I'm exhausted. I had to pull this last installment out with pliers. My only conclusion is that this is fun designed for someone made of sterner stuff, someone with an infinite capacity to absorb music, someone that loves massive crowds, short sets, and bad soundsystems. I've tried it wasted. I've tried it sober. No thank you, Sam I Am.

"Only Jesus": MP3

The Weary Boys
Genre: Alt Country
Hometown: Austin TX

Saturday, March 18 -- 8:00 p.m. -- Continental Club (1315 S Congress Ave)

On my final night, I had to try several experiments to stave off the diminishing returns of my attention span. After 20 or so bands, I practically had to put a cigarette out in my arm to realize that I was in a live music venue. At the nadir of my evening, I even thought to myself: "If this were food, at least I could throw a little bit up." The Weary Boys are pretty much out of my critical depth. Though I thoroughly enjoy the classic country I own, I've never been an aficionado and I've only passively followed current acts that mine this material. I like that the Weary Boys manage not to simply Xerox their idols, but actually add a rock 'n' roll ferocity to the pickin' and grinnin'. At one point, they even let the chugging two-step train crash into an impromptu wall of noise. Whether it was covering Hank Williams or sounding like Merle Haggard, the Weary Boys show that there's creative life after Faith Hill.

Wanda Jackson
Genre: Rock
Hometown: Oklahoma City OK

Saturday, March 18 -- 9:00 p.m. -- Continental Club (1315 S Congress Ave)

Wanda Jackson actually made my SXSW. The rockabilly legend, overshadowed by the second fiddling moniker "the female Elvis" never properly got her due during her extensive recording career.

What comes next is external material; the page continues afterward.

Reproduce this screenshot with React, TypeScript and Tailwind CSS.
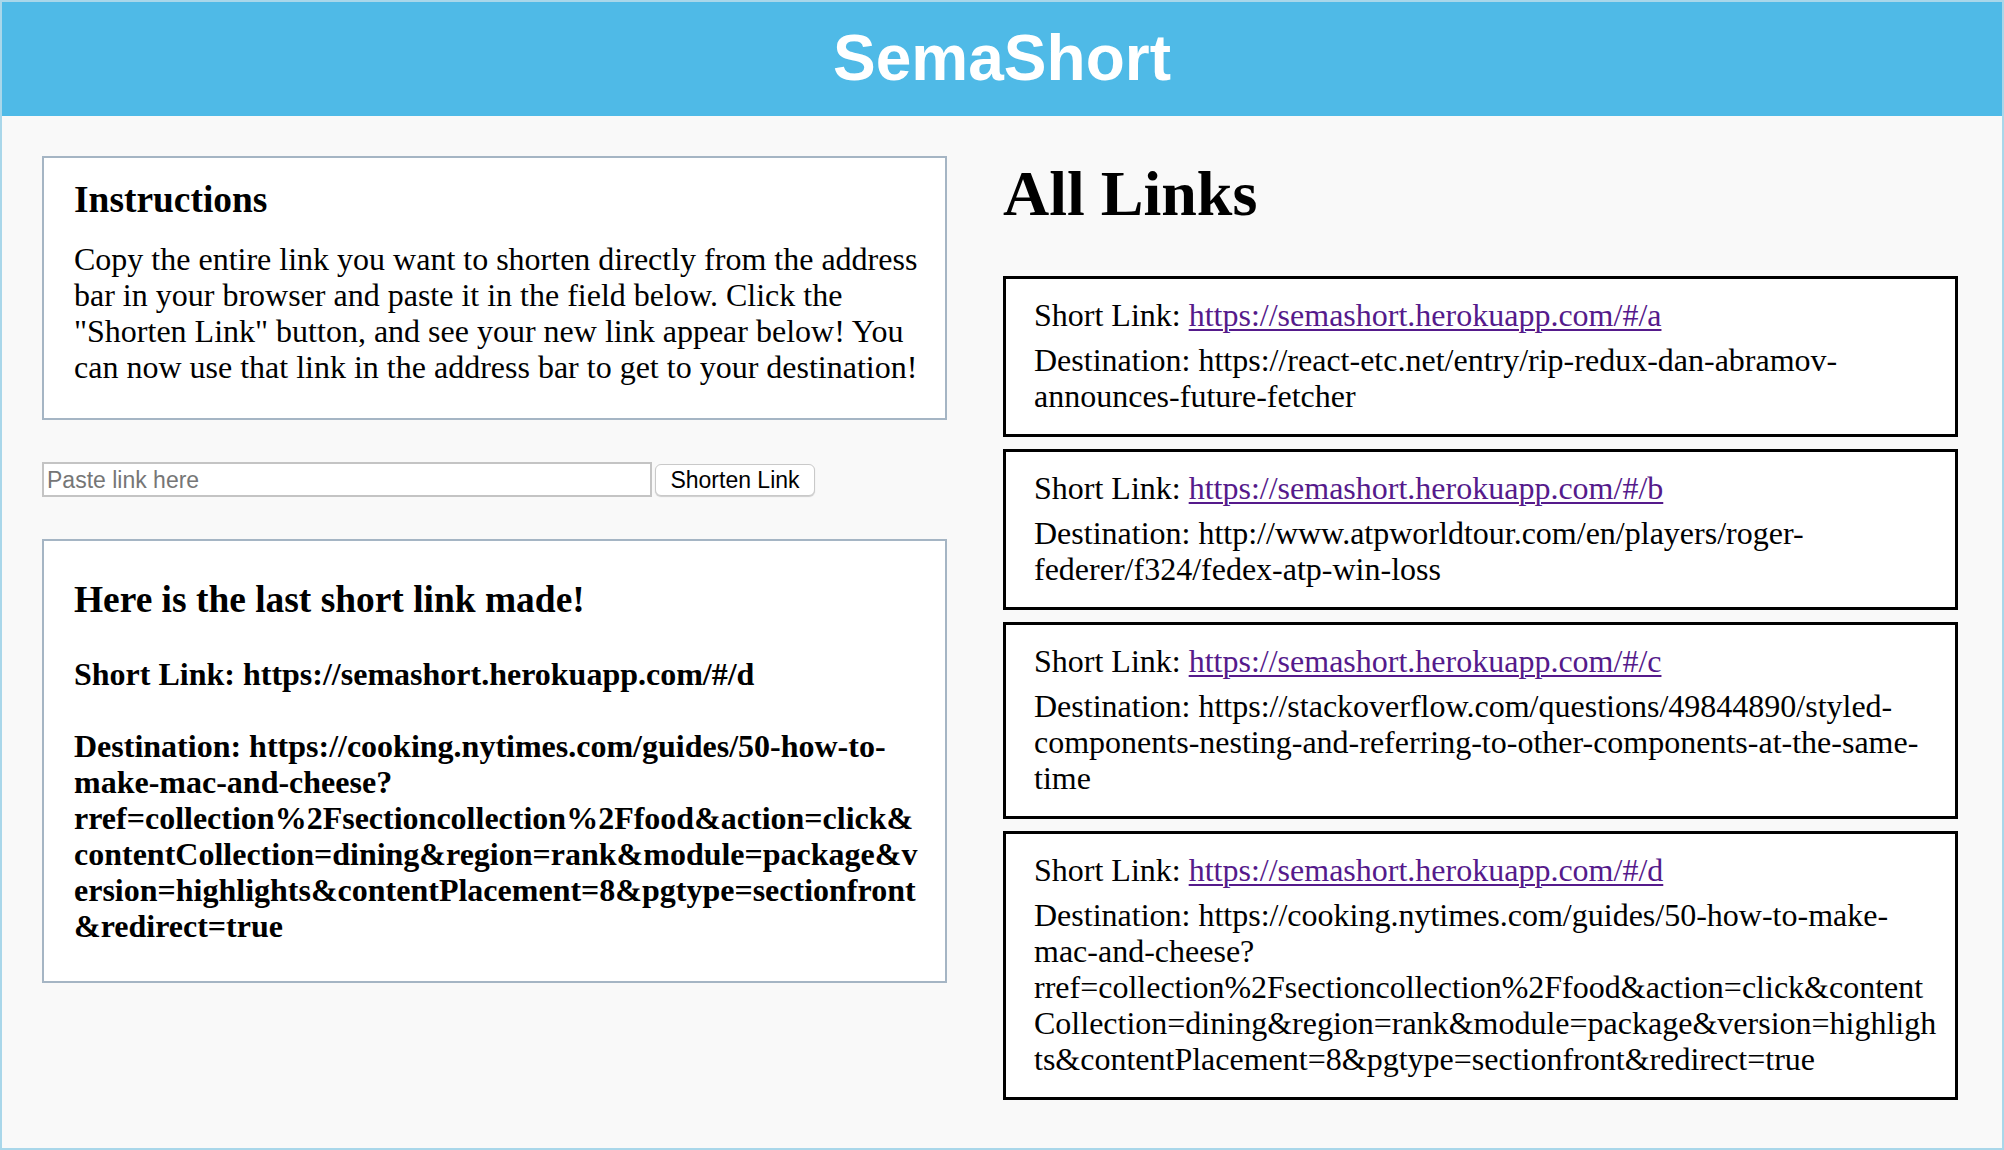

Despite being the oldest performer I've ever seen live, she hasn't lost her ability to convey the energetic, sock-hop-'til-you-drop rhythms of rockabilly. Belting out "Mean Mean Man" her range almost totally intact, she stretched out and hollered with a voice that's still honey on fire. I hope I don't convey for a second a single ounce of "good for her age" condescension. Wanda Jackson isn't your kid's shitty drawing on the fridge. She's a classy woman who can still convey the foot-stomping movement and hip-shaking pace of a genre where she is the once and future queen.

"Anna Belle": MP3

The Nervous Exits
Genre: Rock
Hometown: Austin TX

Saturday, March 18 -- 10:00 p.m. -- The Velvet Spade (912 Red River St)

I don't doubt for a second doubt that the Nervous Exits have every chance of ending up the next Austin band to go national. They certainly have the chops, having evolved into a manic, viciously loud rock assault with warring, jagged guitar fights and saxophone blasts that claw their way across the blistering Stooge grooves. Even though their lead singer had just lost his voice the day before, he still manages to barely tape their crossfire chaos together in his melodic growls. Oh, and not-so-incidentally, they are some of the hottest motherfuckers you'll ever see. Go ahead and scoff at the superficiality of the observation, but part of rock 'n' roll's danger has always been its ability to make us think impure and unholy thoughts. Check out the Nervous Exits live and you may never go to church again.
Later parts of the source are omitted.